A thick shoe raises the foot from the ground and thus removes the frog from bearing--a very decided disadvantage. It also requires the larger sizes of nails to fill up the deep nail holes, and very often renders the direction of the nail holes a matter of some difficulty.
The width of a shoe may beneficially vary. It should be widest at the toe to afford increased surface of iron where wear is greatest. It should be narrowest at the heels so as not to infringe upon the frog, nor yet to protrude greatly beyond the level of the wall. The thickness of a shoe should not vary unless, perhaps, it be reduced in the quarters. Heel and toe should be of the same thickness so as to preserve a level bearing. Excess of thickness at the toe puts a strain on the back tendons, whilst excess at the heels tends to straighten the pastern.
This form is very widely used. It consists of a narrow flat surface next the outer circumference of the shoe, about equal in width to the border of the wall, and within that, of a bevelled surface, sloped off so as to avoid any pressure on a flat sole. This "seated" surface is not positively injurious but it limits the bearing to the wall, and neglects to utilise the additional bearing surface offered by the border of the sole. If shoes were to be made all alike no shoe is so generally useful and safe as one with a foot-surface of this form, but it is evident that when the sole of the foot is concave there is nothing gained by making half the foot-surface of the shoe also concave.
There are two other forms of foot-surface on shoes. In one the surface slopes gradually from the outer to the inner edge of the shoe, like the side of a saucer. In the other the incline is reversed and runs from the inner edge downwards to the outer. This last form is not often used, and was invented with the object of spreading or widening the foot to which it was attached. The inventor seemed to think that contraction of a foot was an active condition to be overcome by force, and that expansion might be properly effected by a plan of constantly forcing apart the two sides of the foot. The usual result of wearing such a shoe is lameness, and it achieves no good which cannot be as well reached by simply letting the foot alone.

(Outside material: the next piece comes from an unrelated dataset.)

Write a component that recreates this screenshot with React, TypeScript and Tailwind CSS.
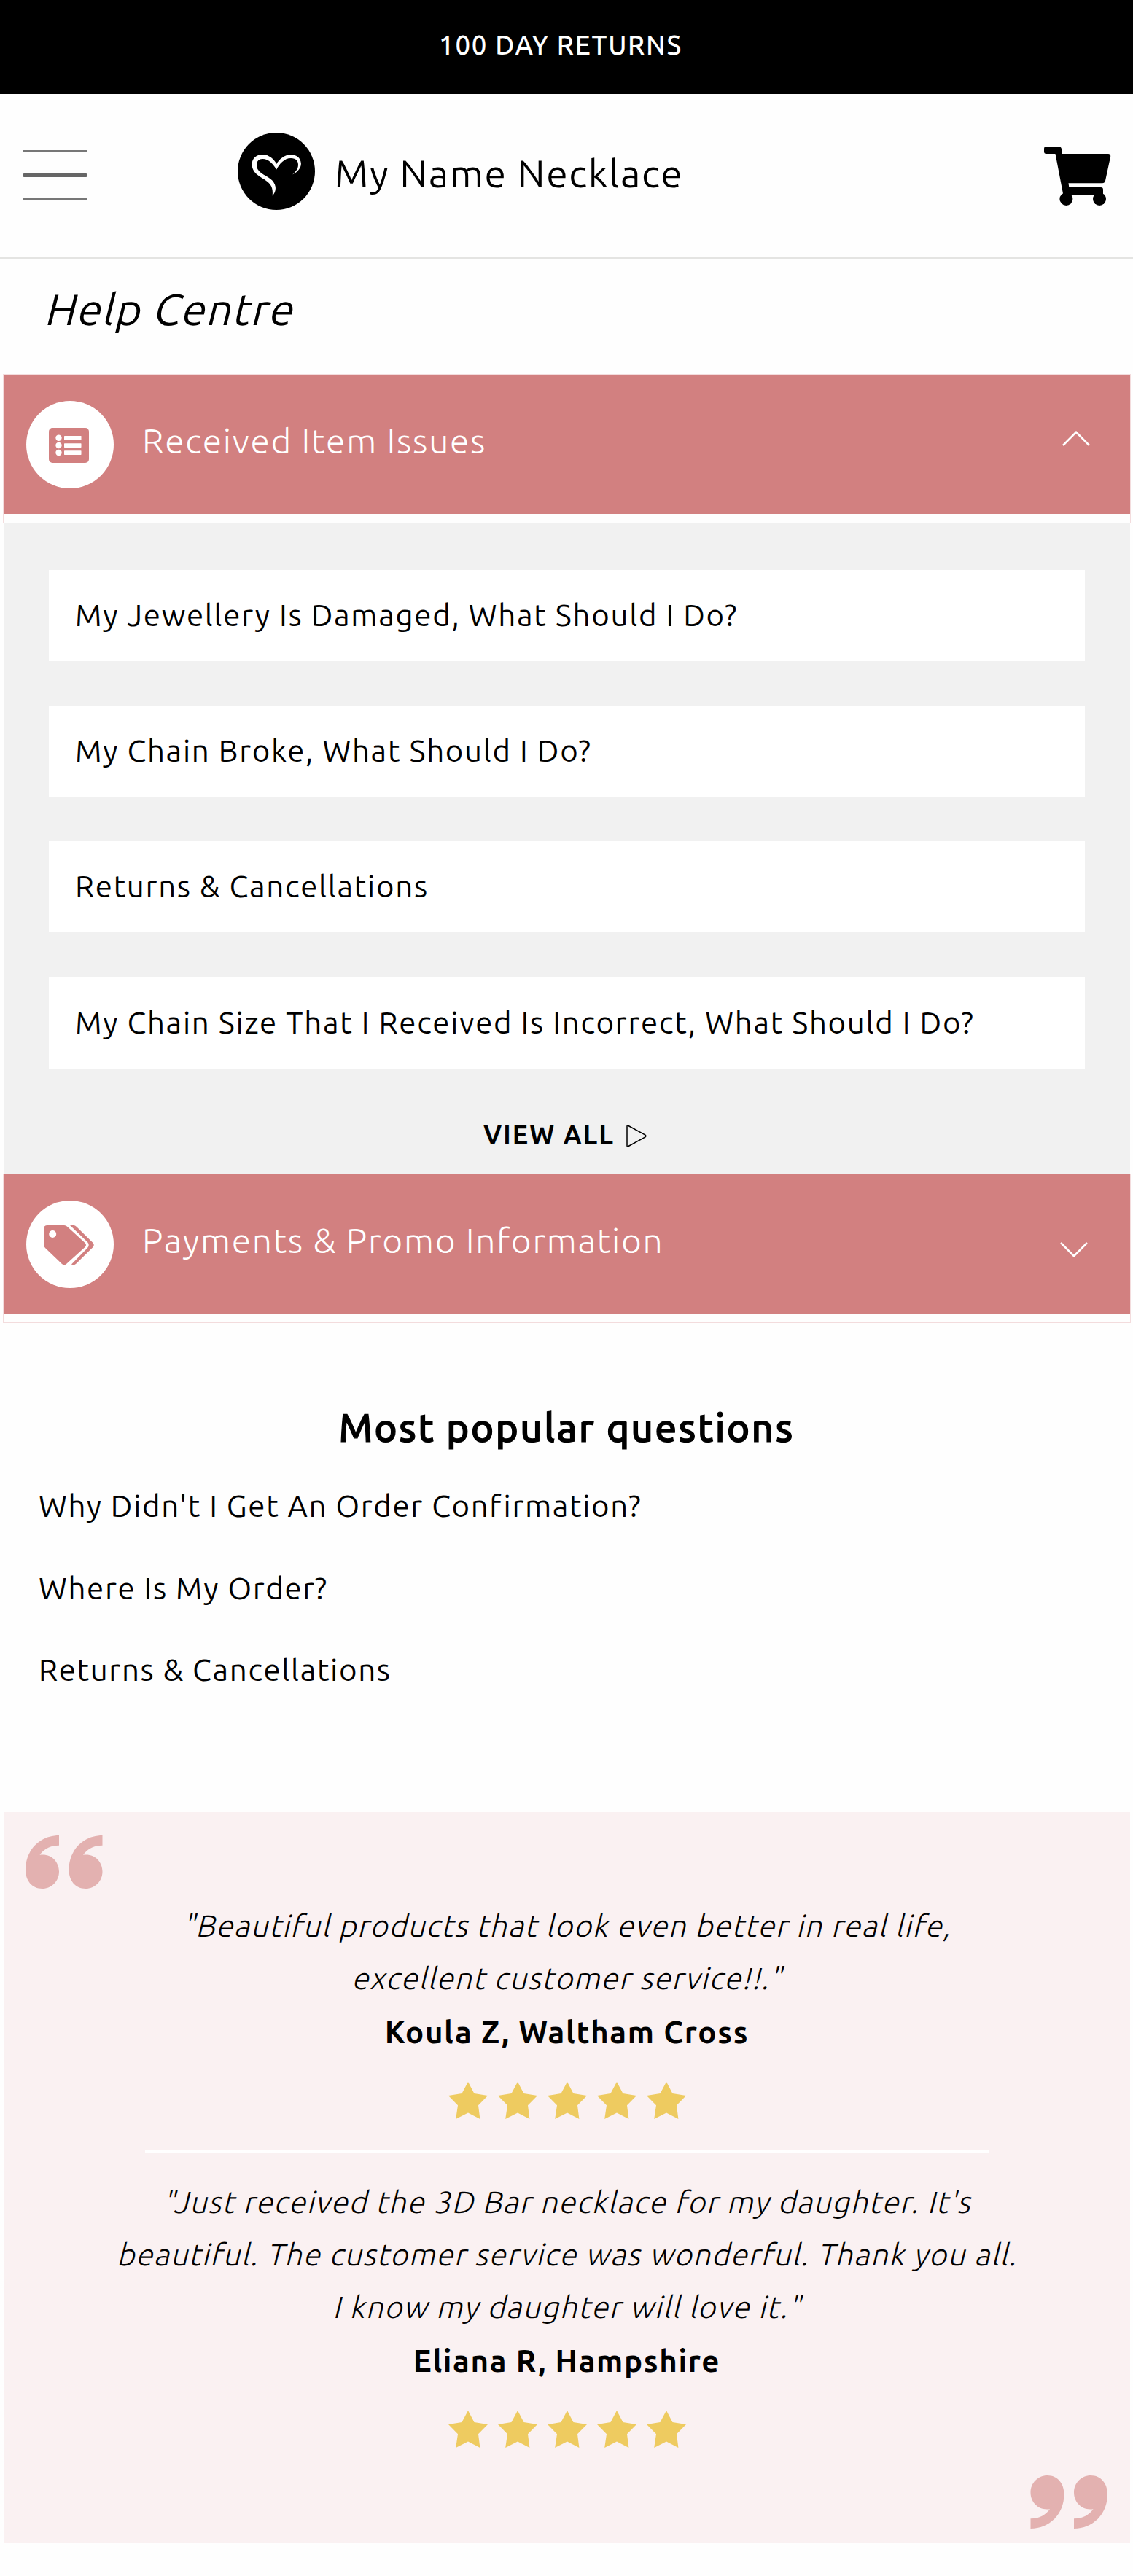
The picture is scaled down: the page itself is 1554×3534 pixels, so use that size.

The foot-surface which inclines downwards and inwards like a saucer acts in an exactly opposite way to the other. The wall cannot rest on the outer edge of the shoe, and consequently falls within it, the effect being that at every step the horse's foot is compressed by the saucer-shaped bearing. This form of surface is frequently seen, and is at all times bad and unnecessary. Even when making a shoe for the most convex sole it is possible to leave an outer bearing surface, narrow but level, which will sustain weight without squeezing the foot.
At the heels the foot-surface of all shoes should be flat--not seated--so that a firm bearing may be obtained on the wall and the extremity of the bar. No foot is convex at the heels, therefore there is no excuse for losing any bearing surface by seating the heels of a shoe to avoid uneven pressure. Fig. 36 rather exaggerates the "unseated" portion of shoe.
The concave shoe, often described as a hunting-shoe, presents a very different ground-surface from that just referred to. It rests upon two ridges with the fullering between, and on the inner side of these the iron is suddenly sloped off. This shoe is narrow and flat on the foot-surface, and is specially formed to give a good foot-hold and to be secure on the hoof.